To talk about life, we need to recognize our relationship to the concept of Death. Death defines life and vice versa; without death what would be of life? How would we know, recognize and measure life? Actually, I have come to think that death is life; death is another life, perhaps? A beginning of sorts...

While meditating the other day I felt my body expanding and separating and dispersing. I thought of Nana and saw/felt her expanding and dissolving. She wasn’t "dying" in the sens of disappearing from life and existence, but rather merging with other and various things; her consciousness/Spirit became many and added to many. Her attention was also dispersed and shared between many bodies/substances. She became multiple; all. She was everything and could sense from everywhere, from the table, the air, the mountain. I was her, and she everyone else too. And I heard that this ‘life’ we are doing is but a path, part of the journey, through to another world/phase/experience. We think that the life we are living is it, but it’s not. Death is just a door. And we are all on our way there, and should not fear this. I have come to understand "Death" as almost akin to the way we many see fetal development (the birth being the so-called beginning). So, I wonder, is physical life is but a developmental stage of existence? We are meant to learn important lessons on this journey; to learn from and with each other (all our human and non-human relatives). Death is an opening and a multiplying. Why should we fear this? To fear this is to be distracted from the important lessons we need to learn. Fear masks the movement and activity of "Death."

 

Many believe that life is dependent on our ability to breathe. Scholars go as far as suggesting that our breathe, and breathing, is a point of connection between various sorts of ‘others’—such as recent moves in Anthropology from a focus on the epidermis to the lung, theoretically. While I appreciate this, I also wonder: why the need to locate a single point of connection or difference? I believe that things are much more complicated than that. We do not need a battle for the perfect metaphor, we need to open our language and perceptions. I believe these questions are unanswerable, particularly with our current level of understanding and compulsion to identify and classify things; we need to learn to allow the fleeting and indescribable to have meaning, without the need of explanation or definitive origin. This is not to say we shouldn’t try and talk about our experiences, rather I am suggesting that we permit the vast difference of experiences and incomprehensible to be. As Richard Wagamese puts it, "Let the mystery remain a mystery" (2019). 

           

Before Nana died she told me her views on life/death/existence:

“All we are is ‘electricity,’ for lack of a better word. Electricity doesn’t die, it changes. Besides, there are far too many old souls, old memories, and far too many people. They can’t all be new. Many of us must be reincarnated, I guess. When I go, I want to be released into the ocean. That way my body go home while my Spirit travels. We all come from the Earth and when our Spirit is ready, we return to our mother. I’ll be going home soon."

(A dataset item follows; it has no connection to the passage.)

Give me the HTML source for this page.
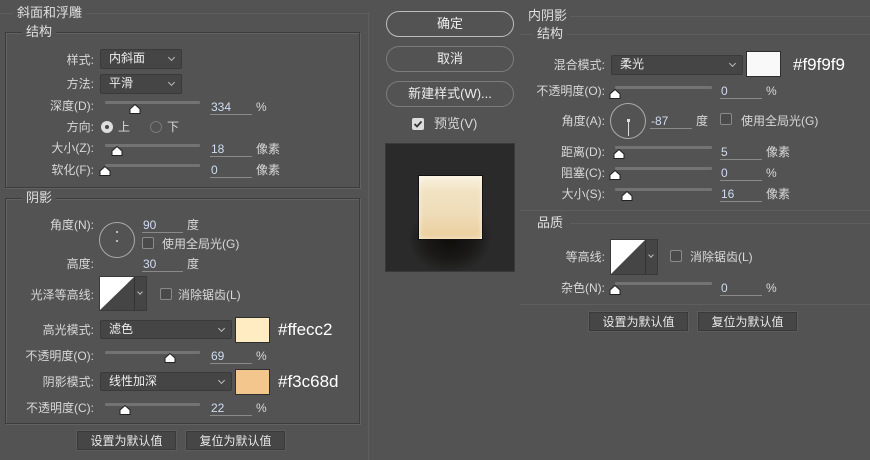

Then she asked me: "What do you think happens when we ‘die’?”

I had to agree with her, it is what I have know all my life; she and my mom and aunts have always said these things. I can’t say if this is true for everyone, and I don’t think it really matters anyway. 

So when I think about this question of our breath and Spirit and life-force, I feel that breath might be one way that our Spirit manifests and moves us through this experience we call life—because, “after all what happens when you stop breathing?”